Exercise requirements
Report, as a bare number, how many lines of the material below contain the word "index".

Provided records
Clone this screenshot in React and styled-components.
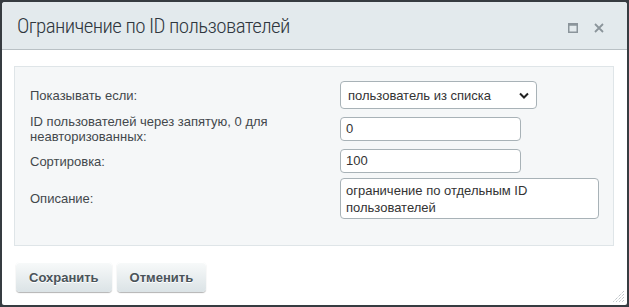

==

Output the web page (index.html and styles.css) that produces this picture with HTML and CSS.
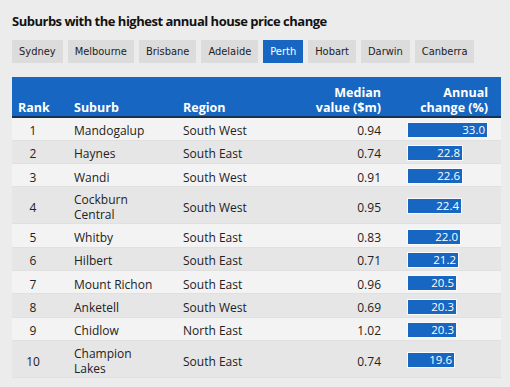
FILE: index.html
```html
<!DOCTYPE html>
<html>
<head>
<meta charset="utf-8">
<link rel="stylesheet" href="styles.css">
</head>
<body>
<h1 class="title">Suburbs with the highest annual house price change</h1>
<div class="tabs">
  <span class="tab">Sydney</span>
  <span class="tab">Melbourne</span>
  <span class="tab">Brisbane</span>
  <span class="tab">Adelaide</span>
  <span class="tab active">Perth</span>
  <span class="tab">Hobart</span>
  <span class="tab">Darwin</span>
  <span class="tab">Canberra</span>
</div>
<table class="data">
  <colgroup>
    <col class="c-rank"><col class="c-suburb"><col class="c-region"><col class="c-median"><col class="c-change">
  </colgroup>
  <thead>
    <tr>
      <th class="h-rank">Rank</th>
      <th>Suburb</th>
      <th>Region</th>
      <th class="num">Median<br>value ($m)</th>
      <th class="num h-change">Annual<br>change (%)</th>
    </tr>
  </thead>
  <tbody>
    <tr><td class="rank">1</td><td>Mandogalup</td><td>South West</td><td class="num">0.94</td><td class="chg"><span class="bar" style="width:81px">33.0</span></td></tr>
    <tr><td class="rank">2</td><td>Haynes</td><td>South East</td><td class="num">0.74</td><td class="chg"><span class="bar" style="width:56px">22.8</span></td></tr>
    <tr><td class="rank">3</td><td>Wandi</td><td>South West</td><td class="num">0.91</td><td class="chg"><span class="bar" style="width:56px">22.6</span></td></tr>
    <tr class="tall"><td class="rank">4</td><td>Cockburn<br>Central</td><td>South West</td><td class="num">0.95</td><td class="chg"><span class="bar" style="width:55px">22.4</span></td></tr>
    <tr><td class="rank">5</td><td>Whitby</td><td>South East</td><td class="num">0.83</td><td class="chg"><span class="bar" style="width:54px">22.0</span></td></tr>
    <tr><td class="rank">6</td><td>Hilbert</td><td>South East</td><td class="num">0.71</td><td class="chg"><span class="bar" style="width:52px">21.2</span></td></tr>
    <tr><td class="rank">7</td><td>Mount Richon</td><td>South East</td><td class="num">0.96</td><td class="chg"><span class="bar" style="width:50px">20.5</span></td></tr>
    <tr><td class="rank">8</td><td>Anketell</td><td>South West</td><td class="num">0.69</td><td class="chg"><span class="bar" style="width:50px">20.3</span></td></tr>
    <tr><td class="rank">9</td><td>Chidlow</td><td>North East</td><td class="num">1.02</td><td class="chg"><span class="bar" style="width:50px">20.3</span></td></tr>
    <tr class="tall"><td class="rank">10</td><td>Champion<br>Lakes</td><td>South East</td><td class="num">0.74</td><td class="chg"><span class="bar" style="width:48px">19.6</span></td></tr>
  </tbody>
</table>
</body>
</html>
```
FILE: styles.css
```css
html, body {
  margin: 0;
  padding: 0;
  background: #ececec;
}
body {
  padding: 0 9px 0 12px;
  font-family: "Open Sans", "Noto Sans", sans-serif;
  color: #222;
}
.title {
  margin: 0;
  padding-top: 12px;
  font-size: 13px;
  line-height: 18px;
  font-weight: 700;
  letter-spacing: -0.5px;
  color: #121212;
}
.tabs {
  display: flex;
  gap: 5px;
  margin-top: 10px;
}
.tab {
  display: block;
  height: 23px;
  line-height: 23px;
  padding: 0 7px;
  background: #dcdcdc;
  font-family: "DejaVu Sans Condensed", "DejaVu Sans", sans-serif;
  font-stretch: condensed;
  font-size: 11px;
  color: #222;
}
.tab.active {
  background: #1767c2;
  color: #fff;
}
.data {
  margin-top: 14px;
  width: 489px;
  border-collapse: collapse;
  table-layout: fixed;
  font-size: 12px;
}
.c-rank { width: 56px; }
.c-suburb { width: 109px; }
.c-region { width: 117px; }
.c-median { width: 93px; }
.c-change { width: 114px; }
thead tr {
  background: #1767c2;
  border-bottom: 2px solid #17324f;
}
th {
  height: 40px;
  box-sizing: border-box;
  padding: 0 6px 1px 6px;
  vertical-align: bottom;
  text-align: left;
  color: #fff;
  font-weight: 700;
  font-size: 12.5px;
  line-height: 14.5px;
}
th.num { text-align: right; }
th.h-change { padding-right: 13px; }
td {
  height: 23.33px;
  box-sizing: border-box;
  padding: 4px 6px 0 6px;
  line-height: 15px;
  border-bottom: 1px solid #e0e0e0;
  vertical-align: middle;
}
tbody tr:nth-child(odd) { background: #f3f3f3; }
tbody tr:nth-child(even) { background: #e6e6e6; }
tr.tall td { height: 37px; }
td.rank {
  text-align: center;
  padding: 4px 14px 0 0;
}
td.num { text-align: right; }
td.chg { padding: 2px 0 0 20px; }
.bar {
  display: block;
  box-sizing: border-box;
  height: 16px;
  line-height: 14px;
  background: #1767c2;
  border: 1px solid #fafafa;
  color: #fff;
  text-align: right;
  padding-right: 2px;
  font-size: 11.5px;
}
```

...

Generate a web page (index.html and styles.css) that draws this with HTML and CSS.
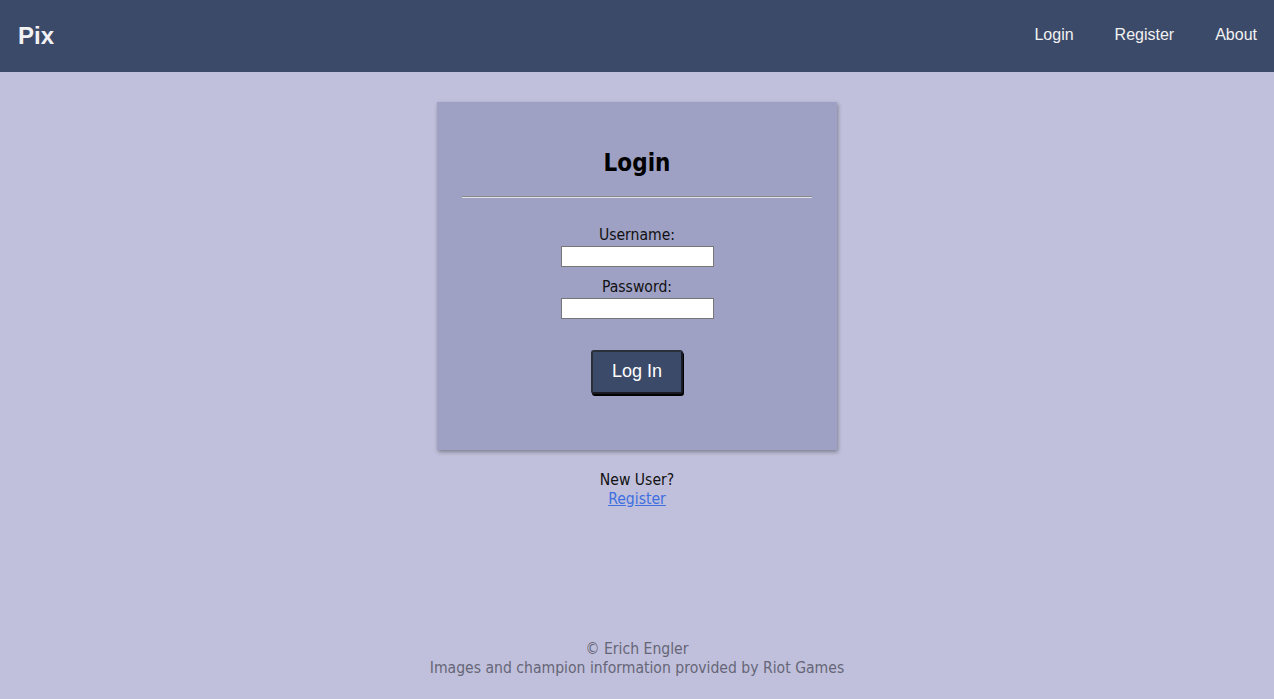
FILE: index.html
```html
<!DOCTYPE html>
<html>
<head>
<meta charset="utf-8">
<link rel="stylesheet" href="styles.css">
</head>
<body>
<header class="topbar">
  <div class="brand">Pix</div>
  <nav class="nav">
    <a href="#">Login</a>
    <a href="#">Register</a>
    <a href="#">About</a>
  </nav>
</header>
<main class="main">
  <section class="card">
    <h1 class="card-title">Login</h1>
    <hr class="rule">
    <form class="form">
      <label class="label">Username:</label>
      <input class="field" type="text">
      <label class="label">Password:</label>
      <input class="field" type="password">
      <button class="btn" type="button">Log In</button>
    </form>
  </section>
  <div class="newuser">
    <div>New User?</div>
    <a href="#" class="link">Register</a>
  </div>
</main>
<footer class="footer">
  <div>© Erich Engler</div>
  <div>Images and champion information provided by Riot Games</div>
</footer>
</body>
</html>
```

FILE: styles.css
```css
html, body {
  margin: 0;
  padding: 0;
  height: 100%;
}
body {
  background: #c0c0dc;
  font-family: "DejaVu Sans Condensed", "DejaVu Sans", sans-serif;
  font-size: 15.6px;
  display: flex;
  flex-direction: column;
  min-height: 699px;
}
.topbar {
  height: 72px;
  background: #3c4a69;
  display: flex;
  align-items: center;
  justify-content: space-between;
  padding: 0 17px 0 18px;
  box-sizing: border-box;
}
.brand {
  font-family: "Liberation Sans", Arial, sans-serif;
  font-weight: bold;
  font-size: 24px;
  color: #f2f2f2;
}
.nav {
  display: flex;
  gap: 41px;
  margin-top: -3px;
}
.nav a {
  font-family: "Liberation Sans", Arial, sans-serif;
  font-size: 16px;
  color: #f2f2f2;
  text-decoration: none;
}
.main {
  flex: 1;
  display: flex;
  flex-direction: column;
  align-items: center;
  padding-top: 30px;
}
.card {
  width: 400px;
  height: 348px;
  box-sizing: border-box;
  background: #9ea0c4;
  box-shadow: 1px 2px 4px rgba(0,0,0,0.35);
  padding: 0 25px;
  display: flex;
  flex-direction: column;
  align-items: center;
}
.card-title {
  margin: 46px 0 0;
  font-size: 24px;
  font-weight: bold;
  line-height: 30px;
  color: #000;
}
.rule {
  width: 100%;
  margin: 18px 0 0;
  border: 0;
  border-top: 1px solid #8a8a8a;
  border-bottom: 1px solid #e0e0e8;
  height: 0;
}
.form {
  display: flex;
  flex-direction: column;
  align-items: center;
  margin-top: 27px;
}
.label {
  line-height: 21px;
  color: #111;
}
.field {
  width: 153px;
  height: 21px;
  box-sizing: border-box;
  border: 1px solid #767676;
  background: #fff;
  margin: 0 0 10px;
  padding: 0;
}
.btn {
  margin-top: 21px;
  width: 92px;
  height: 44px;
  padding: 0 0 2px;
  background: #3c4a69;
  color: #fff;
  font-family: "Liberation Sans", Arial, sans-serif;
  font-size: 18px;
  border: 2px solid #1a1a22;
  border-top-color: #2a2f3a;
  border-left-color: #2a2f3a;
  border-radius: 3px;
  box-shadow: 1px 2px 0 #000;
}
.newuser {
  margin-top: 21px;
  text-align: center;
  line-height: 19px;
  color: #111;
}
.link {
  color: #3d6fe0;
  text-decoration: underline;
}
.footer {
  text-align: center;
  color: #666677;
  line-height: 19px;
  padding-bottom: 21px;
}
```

Answer for the task
4